4. Response Parameters

4.1 Response Body Structure

ParameterTypeDescription
idstringA unique identifier for the request.
objectstringThe object type, usually chat.completion.
createdintegerThe Unix timestamp (in seconds) of when the completion was created.
choicesarrayA list of chat completion choices.
└ messageobjectContains role, content, and potentially tool_calls.
└ finish_reasonstringReason the model stopped: stop (natural stop), length (max_tokens reached), tool_calls (tool invocation required).
usageobjectToken usage statistics: prompt_tokens, completion_tokens, total_tokens.

4.2 Response Example (Normal Text)

{
    "id": "chatcmpl-123",
    "object": "chat.completion",
    "created": 1677652288,
    "choices": [
        {
            "index": 0,
            "message": {
                "role": "assistant",
                "content": "It is sunny in Beijing today with a temperature of 25 degrees Celsius."
            },
            "finish_reason": "stop"
        }
    ],
    "usage": {
        "prompt_tokens": 9,
        "completion_tokens": 12,
        "total_tokens": 21
    }
}

5. FAQs

Q1: What is Function Calling (Tool Calling)? A: It is a way to provide models with external capabilities. The model does not execute code directly; instead, based on your description, it generates a JSON object containing a function name and required arguments. You need to extract this JSON, execute the function locally or on your server, and then pass the result back to the model.

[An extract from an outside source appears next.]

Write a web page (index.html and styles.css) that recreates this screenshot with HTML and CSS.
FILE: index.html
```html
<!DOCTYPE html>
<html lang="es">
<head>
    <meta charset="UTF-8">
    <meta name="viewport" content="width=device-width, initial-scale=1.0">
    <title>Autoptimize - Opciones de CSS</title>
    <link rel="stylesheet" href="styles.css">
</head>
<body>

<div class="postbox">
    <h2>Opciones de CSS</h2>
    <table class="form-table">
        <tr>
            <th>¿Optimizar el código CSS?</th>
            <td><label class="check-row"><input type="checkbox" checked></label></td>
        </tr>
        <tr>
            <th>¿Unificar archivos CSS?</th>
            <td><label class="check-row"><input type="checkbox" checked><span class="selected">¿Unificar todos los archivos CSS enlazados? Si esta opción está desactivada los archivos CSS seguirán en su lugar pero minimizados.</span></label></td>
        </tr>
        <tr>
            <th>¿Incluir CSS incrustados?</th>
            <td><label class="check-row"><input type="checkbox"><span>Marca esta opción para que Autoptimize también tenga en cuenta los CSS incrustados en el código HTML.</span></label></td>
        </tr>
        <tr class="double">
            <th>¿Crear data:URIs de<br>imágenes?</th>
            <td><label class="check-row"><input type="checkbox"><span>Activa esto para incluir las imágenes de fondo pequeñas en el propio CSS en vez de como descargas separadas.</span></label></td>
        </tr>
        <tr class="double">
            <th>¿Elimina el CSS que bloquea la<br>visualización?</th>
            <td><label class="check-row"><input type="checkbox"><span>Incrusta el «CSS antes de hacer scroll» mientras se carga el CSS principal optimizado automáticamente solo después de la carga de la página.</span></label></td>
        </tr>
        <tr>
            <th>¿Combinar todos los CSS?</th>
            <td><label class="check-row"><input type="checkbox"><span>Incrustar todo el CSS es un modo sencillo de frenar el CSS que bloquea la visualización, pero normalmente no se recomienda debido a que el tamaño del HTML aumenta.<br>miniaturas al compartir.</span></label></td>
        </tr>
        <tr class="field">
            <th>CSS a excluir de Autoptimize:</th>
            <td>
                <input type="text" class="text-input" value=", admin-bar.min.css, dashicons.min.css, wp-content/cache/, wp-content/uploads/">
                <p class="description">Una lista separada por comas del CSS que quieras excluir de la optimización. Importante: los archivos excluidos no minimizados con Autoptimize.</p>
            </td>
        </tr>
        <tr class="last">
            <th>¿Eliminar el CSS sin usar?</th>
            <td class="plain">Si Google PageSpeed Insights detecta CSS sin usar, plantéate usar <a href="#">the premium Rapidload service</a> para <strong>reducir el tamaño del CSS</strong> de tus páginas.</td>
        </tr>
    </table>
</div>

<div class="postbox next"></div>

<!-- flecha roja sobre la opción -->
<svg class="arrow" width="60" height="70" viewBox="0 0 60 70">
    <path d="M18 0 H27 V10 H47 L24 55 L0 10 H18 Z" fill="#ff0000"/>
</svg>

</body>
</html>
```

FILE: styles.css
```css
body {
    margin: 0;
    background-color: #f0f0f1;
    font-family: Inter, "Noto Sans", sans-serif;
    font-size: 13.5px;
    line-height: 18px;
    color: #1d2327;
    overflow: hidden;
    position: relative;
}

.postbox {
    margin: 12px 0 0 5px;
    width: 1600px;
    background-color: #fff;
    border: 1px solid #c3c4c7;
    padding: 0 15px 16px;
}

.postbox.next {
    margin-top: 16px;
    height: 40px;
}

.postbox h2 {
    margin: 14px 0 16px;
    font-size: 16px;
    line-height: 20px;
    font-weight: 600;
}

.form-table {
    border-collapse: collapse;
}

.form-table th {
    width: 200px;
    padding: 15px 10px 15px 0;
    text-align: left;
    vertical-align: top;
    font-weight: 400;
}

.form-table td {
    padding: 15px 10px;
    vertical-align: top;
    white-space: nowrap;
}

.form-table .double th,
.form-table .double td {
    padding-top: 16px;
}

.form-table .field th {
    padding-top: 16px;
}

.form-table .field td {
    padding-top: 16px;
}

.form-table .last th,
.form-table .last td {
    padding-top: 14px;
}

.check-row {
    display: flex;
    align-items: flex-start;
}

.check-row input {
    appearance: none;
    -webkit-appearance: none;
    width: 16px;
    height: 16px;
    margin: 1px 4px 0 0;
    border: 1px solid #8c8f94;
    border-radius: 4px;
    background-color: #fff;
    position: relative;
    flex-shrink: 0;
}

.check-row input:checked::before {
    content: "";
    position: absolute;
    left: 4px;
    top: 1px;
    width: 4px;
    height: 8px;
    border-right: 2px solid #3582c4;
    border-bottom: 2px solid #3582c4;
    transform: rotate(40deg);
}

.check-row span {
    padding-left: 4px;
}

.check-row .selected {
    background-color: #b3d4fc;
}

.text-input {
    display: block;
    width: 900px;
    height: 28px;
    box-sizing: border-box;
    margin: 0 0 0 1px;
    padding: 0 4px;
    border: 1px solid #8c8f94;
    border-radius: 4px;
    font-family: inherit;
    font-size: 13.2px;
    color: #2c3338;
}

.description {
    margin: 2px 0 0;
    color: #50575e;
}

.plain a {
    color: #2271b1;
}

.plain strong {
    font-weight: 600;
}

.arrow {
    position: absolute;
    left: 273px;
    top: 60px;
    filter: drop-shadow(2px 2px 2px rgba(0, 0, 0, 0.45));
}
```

Q2: Why did the model not return tool_calls despite me setting tools? A: This could happen for several reasons:

  1. The model determines the user's query does not require calling that function.
  2. Your function description is not clear enough for the model to match the user's intent.
  3. tool_choice is explicitly set to none.
  4. Model capability limitations (it is recommended to use models like gpt-4o or gpt-3.5-turbo which officially support tool calling).

Q3: How can I force the model to call a specific function? A: You can set tool_choice to a specific object, for example: "tool_choice": {"type": "function", "function": {"name": "get_current_weather"}}. This forces the model to generate parameters for that specific function even if it deems it unnecessary.

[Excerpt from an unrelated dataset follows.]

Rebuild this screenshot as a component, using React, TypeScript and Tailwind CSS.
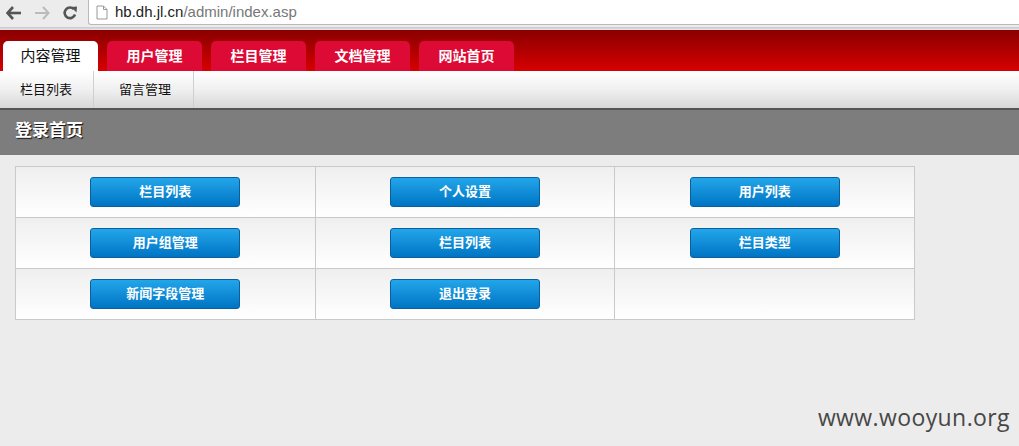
const FONT = "font-['Liberation_Sans','Noto_Sans_CJK_SC',sans-serif]";

const TABS = ["内容管理", "用户管理", "栏目管理", "文档管理", "网站首页"];
const CELLS: (string | null)[] = [
  "栏目列表",
  "个人设置",
  "用户列表",
  "用户组管理",
  "栏目列表",
  "栏目类型",
  "新闻字段管理",
  "退出登录",
  null,
];

function BrowserBar() {
  return (
    <div className="flex h-[27px] items-start bg-[#ececec]">
      <div className="flex h-[25px] w-[88px] items-center gap-[12px] pl-[6px]">
        {/* back */}
        <svg width="16" height="14" viewBox="0 0 16 14">
          <path d="M7 1 L1.5 7 L7 13" fill="none" stroke="#555" strokeWidth="2.6" />
          <path d="M2 7 H15" stroke="#555" strokeWidth="2.6" />
        </svg>
        {/* forward */}
        <svg width="16" height="14" viewBox="0 0 16 14">
          <path d="M9 1 L14.5 7 L9 13" fill="none" stroke="#bbb" strokeWidth="2" />
          <path d="M1 7 H14" stroke="#bbb" strokeWidth="2" />
        </svg>
        {/* reload */}
        <svg width="16" height="16" viewBox="0 0 16 16">
          <path d="M13 9.5 A5.3 5.3 0 1 1 11.8 4.2" fill="none" stroke="#555" strokeWidth="2.6" />
          <path d="M9 2 L15 1.5 L14.5 7.5 Z" fill="#555" />
        </svg>
      </div>
      <div className="flex h-[25px] flex-1 items-center rounded-bl-[3px] border-b border-l border-[#b9b9b9] bg-white pl-[7px]">
        <svg width="12" height="15" viewBox="0 0 12 15" className="mr-[7px]">
          <path d="M1 1 H7.5 L11 4.5 V14 H1 Z" fill="white" stroke="#999" strokeWidth="1" />
          <path d="M7.5 1 V4.5 H11" fill="none" stroke="#999" strokeWidth="1" />
        </svg>
        <span className="text-[15px] text-[#222] font-['Liberation_Sans',sans-serif]">
          hb.dh.jl.cn<span className="text-[#777]">/admin/index.asp</span>
        </span>
      </div>
    </div>
  );
}

export default function App() {
  return (
    <div className={`${FONT} h-[446px] w-[1019px] overflow-hidden bg-[#ececec]`}>
      <BrowserBar />
      <div className="h-[3px] bg-gradient-to-b from-[#c4c7ca] to-[#e6e6e6]" />

      {/* red header with tabs */}
      <div className="flex h-[41px] items-end gap-[9px] bg-gradient-to-b from-[#8a0000] via-[#b00000] to-[#d80000] pl-[3px]">
        {TABS.map((t, i) => (
          <div
            key={t}
            className={`flex h-[30px] w-[95px] items-center justify-center rounded-t-[5px] ${
              i === 0
                ? "bg-white text-[15px] text-[#111]"
                : "bg-[#dc0a35] text-[14px] font-bold text-white"
            }`}
          >
            {t}
          </div>
        ))}
      </div>

      {/* sub nav */}
      <div className="flex h-[37px] bg-gradient-to-b from-white via-[#f0f0f0] to-[#d8d8d8] text-[13px] text-[#111]">
        <div className="flex w-[94px] items-center border-r border-[#cfcfcf] pl-[20px]">栏目列表</div>
        <div className="flex w-[100px] items-center border-r border-[#cfcfcf] pl-[25px]">留言管理</div>
      </div>
      <div className="h-[2px] bg-[#555]" />

      {/* section title */}
      <div className="flex h-[45px] items-center bg-[#7d7d7d] pl-[15px] pb-[4px]">
        <span className="text-[17px] font-bold text-white [text-shadow:1px_1px_1px_#111]">登录首页</span>
      </div>

      {/* grid of buttons */}
      <div className="pl-[15px] pt-[11px]">
        <div className="grid w-[900px] grid-cols-3 border-t border-l border-[#c9c9c9]">
          {CELLS.map((c, i) => (
            <div
              key={i}
              className="flex h-[51px] items-center justify-center border-r border-b border-[#c9c9c9] bg-gradient-to-b from-[#efefef] to-white"
            >
              {c && (
                <button
                  type="button"
                  className="h-[30px] w-[150px] rounded-[3px] border border-[#0b5f9e] bg-gradient-to-b from-[#22a6ea] to-[#0074c4] text-[13px] font-bold text-white"
                >
                  {c}
                </button>
              )}
            </div>
          ))}
        </div>
      </div>

      <div className="mt-[80px] flex justify-end pr-[9px]">
        <span className="text-[23px] tracking-[0.4px] text-[#474747] font-['Open_Sans',sans-serif]">www.wooyun.org</span>
      </div>
    </div>
  );
}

Q4: What should I do if the finish_reason is length? A: This means the generated response exceeded the max_tokens limit or the model's context window. You can try increasing the max_tokens parameter or shortening the messages history.

Q5: What are the precautions for using JSON Mode? A: When setting response_format: { "type": "json_object" }, you must also instruct the model via a System or User message to output JSON (e.g., "respond in JSON format"). Otherwise, the model might output an endless stream of whitespace.

Q6: How do I handle multiple tool calls? A: In a single request, the model may generate multiple tool calls (e.g., checking the weather for Beijing and Shanghai simultaneously). You should iterate through the choices[0].message.tool_calls array and execute the local logic for each call.